GIVEN INSTRUCTION. Determine how many lines in the entries below include "this". The reply should be that number and nothing else.

DATA.

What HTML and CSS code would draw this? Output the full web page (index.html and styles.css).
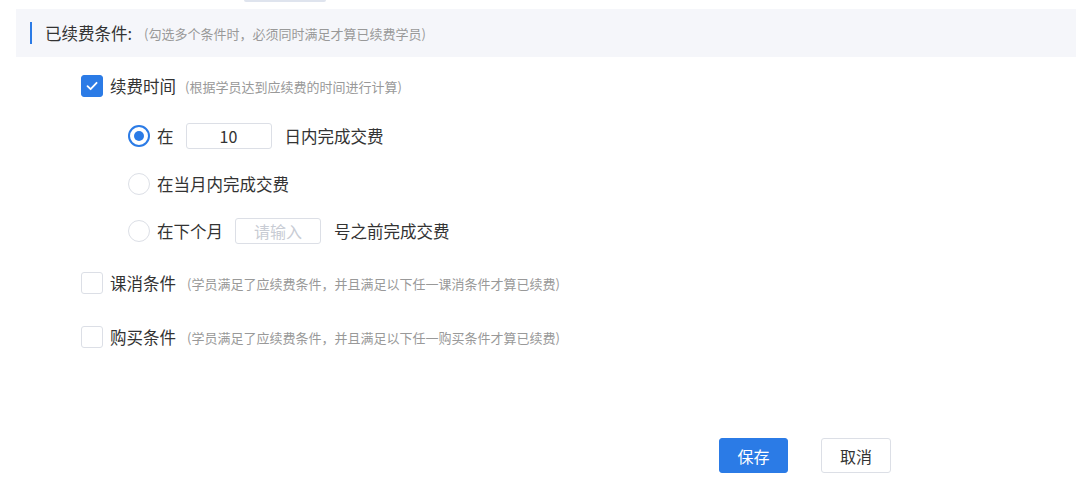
FILE: index.html
```html
<!DOCTYPE html>
<html lang="zh-CN">
<head>
    <meta charset="UTF-8">
    <meta name="viewport" content="width=device-width, initial-scale=1.0">
    <title>已续费条件</title>
    <link rel="stylesheet" href="styles.css">
</head>
<body>
    <div class="page">
        <!-- bottom edge of the field above, scrolled out of view -->
        <div class="cut-field"></div>

        <div class="section-header">
            <span class="section-title">已续费条件:</span>
            <span class="hint top">(勾选多个条件时，必须同时满足才算已续费学员)</span>
        </div>

        <div class="form">
            <!-- 续费时间 -->
            <div class="check-row first">
                <span class="checkbox checked">
                    <svg width="14" height="14" viewBox="0 0 14 14"><path d="M2.5 7.2 L5.6 10.2 L11.6 3.8" fill="none" stroke="#fff" stroke-width="1.8" stroke-linecap="round" stroke-linejoin="round"/></svg>
                </span>
                <span class="label">续费时间</span>
                <span class="hint">(根据学员达到应续费的时间进行计算)</span>
            </div>

            <div class="radio-row r1">
                <span class="radio checked"></span>
                <span class="label">在</span>
                <span class="input">10</span>
                <span class="label">日内完成交费</span>
            </div>
            <div class="radio-row r2">
                <span class="radio"></span>
                <span class="label">在当月内完成交费</span>
            </div>
            <div class="radio-row r3">
                <span class="radio"></span>
                <span class="label">在下个月</span>
                <span class="input placeholder">请输入</span>
                <span class="label">号之前完成交费</span>
            </div>

            <!-- 课消条件 -->
            <div class="check-row second">
                <span class="checkbox"></span>
                <span class="label">课消条件</span>
                <span class="hint wide">(学员满足了应续费条件，并且满足以下任一课消条件才算已续费)</span>
            </div>

            <!-- 购买条件 -->
            <div class="check-row third">
                <span class="checkbox"></span>
                <span class="label">购买条件</span>
                <span class="hint wide">(学员满足了应续费条件，并且满足以下任一购买条件才算已续费)</span>
            </div>
        </div>

        <div class="actions">
            <button class="btn primary">保存</button>
            <button class="btn">取消</button>
        </div>
    </div>
</body>
</html>
```

FILE: styles.css
```css
body {
    margin: 0;
    padding: 0;
    font-family: "Noto Sans CJK SC", "Liberation Sans", sans-serif;
    color: #333;
    background: #fff;
}

.page {
    width: 1076px;
    height: 487px;
    overflow: hidden;
}

.cut-field {
    width: 82px;
    height: 2px;
    margin-left: 244px;
    background: #dfe4ee;
    border-radius: 0 0 3px 3px;
}

.section-header {
    display: flex;
    align-items: center;
    height: 48px;
    margin: 7px 0 0 16px;
    padding-left: 14px;
    background-color: #f5f6fa;
}

.section-header::before {
    content: '';
    width: 2px;
    height: 22px;
    margin-right: 13px;
    background-color: #2b7be6;
}

.section-title {
    font-size: 16.5px;
}

.hint {
    font-size: 13px;
    color: #999;
    margin-left: 9px;
}

.hint.top {
    margin-left: 12px;
}

.hint.wide {
    margin-left: 11px;
}

.form {
    padding-left: 81px;
}

.check-row {
    display: flex;
    align-items: center;
    height: 22px;
}

.check-row.first { margin-top: 18px; }
.check-row.second { margin-top: 28px; }
.check-row.third { margin-top: 32px; }

.checkbox {
    width: 20px;
    height: 20px;
    border: 1px solid #dcdfe6;
    border-radius: 3px;
    margin-right: 7px;
    display: flex;
    align-items: center;
    justify-content: center;
    box-sizing: content-box;
}

.checkbox.checked {
    background-color: #2b7be6;
    border-color: #2b7be6;
}

.label {
    font-size: 16.5px;
    white-space: nowrap;
}

.radio-row {
    display: flex;
    align-items: center;
    height: 26px;
    margin-left: 47px;
}

.radio-row.r1 { margin-top: 26px; }
.radio-row.r2 { margin-top: 22px; }
.radio-row.r3 { margin-top: 21px; }

.radio {
    width: 20px;
    height: 20px;
    border: 1px solid #dcdfe6;
    border-radius: 50%;
    margin-right: 7px;
    display: flex;
    align-items: center;
    justify-content: center;
}

.radio.checked {
    border: 2px solid #2b7be6;
    width: 18px;
    height: 18px;
}

.radio.checked::after {
    content: '';
    width: 10px;
    height: 10px;
    border-radius: 50%;
    background-color: #2b7be6;
}

.input {
    width: 84px;
    height: 24px;
    border: 1px solid #dcdfe6;
    border-radius: 3px;
    margin: 0 13px 0 12px;
    font-size: 16px;
    text-align: center;
    line-height: 24px;
}

.input.placeholder {
    color: #c8ccd4;
}

.actions {
    display: flex;
    gap: 33px;
    margin: 90px 0 0 719px;
}

.btn {
    height: 35px;
    width: 70px;
    font-family: inherit;
    font-size: 16px;
    color: #333;
    background: #fff;
    border: 1px solid #dcdfe6;
    border-radius: 3px;
    padding: 0;
}

.btn.primary {
    width: 69px;
    color: #fff;
    background-color: #2b7be6;
    border-color: #2b7be6;
}
```
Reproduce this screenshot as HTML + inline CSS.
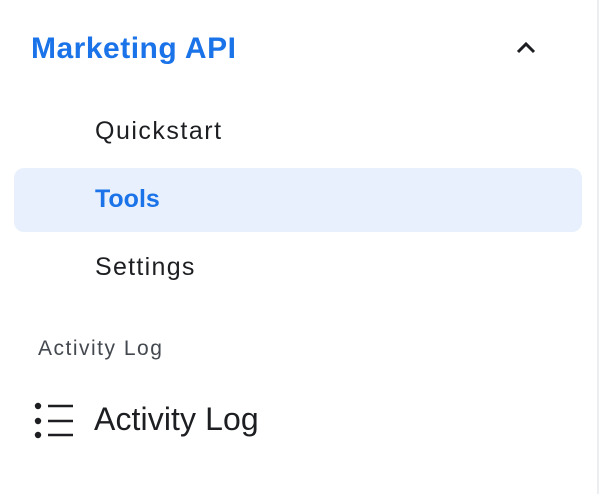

WRITTEN REPLY. 2